Quality students more important than bottom line

When someone goes to such a school as large as Illinois, it’s easy to forget how many students apply here and don’t get in. It’s a complicated formula that our school has managed, to be one of the largest and still most academically competitive schools in the country.

Some might think that a larger school means less quality of education, but in U of I’s case, that simply isn’t true. At 39th in the nation, according to the U.S. News & World Report, the University remains a school with high standards and high numbers, a combination of things that normally would result in a very financially stable school.

However, with the recession and the state of affairs in Illinois’ budget, the University is in trouble financially, and they’ve been trying to find solutions any way they can.

The newest possibility being discussed is expanding the admission of out-of-state students, who are given the same resources as in-state students, but at a much higher tuition cost.

The idea is initially appealing: it would bring in a lot of revenue (nearly $15,000 more every year per student). However, the university is a state-funded school, meaning that the money that supports the school comes from Illinois, not California or Texas.

It’s difficult enough for Illinois students to gain admission to the University as it is, and those who are a part of the Revenue Generation Project are aware of this. Tax paying adults whose children would like to go here have the right to expect their admissions potential to stay the same.

Mary Kalantzis, dean of the College of Education, insisted that in-state student admission would be kept to about the same numbers, and that the project hopes to make a large part of this initiative happen through expanding online courses. Even still, a significant number of out-of-state students would be added to on-campus classes, increasing overall class size.

Unfortunately, bigger class sizes could mean less educational quality. The report acknowledges: “Expanding the fraction of non-Illinois residents in the student population may impose space constraints that could compromise core values.”

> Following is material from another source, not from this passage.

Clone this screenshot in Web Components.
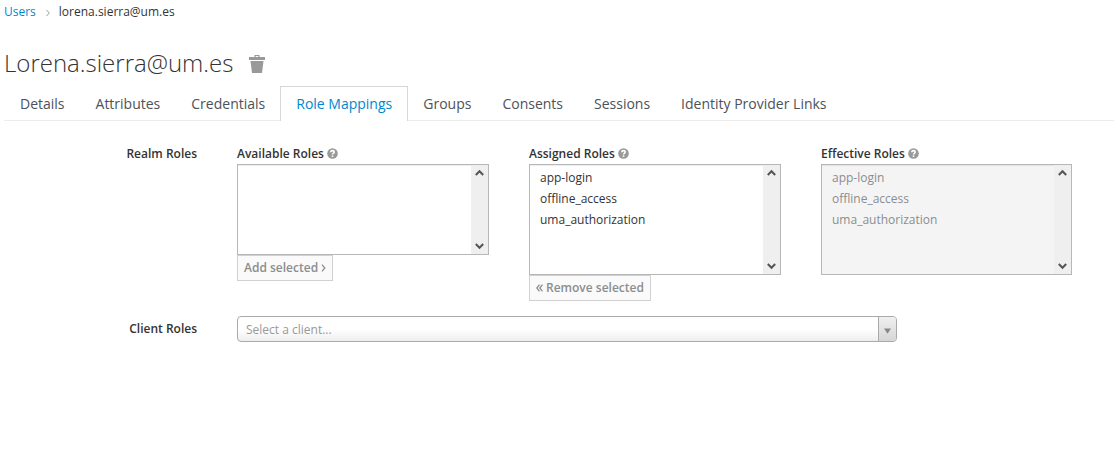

This is especially true considering the University’s previous action was to cut faculty and mandate furlough days, which isn’t really in line with the idea of making classes even bigger.

It’s not that diversifying the school is a bad thing. Traditionally, it’s been one of the things students can be most proud of, and most love being surrounded by a more diverse community.

However, many Illinois high school students would love the opportunity to be a part of our community, and don’t get the chance to because it’s already quite competitive to gain entry.

Expansion of out-of-state student enrollment shouldn’t come at the expense of qualified Illinois high school students who want to attend school here, and it shouldn’t come at the expense of larger class sizes and compromised academic quality either.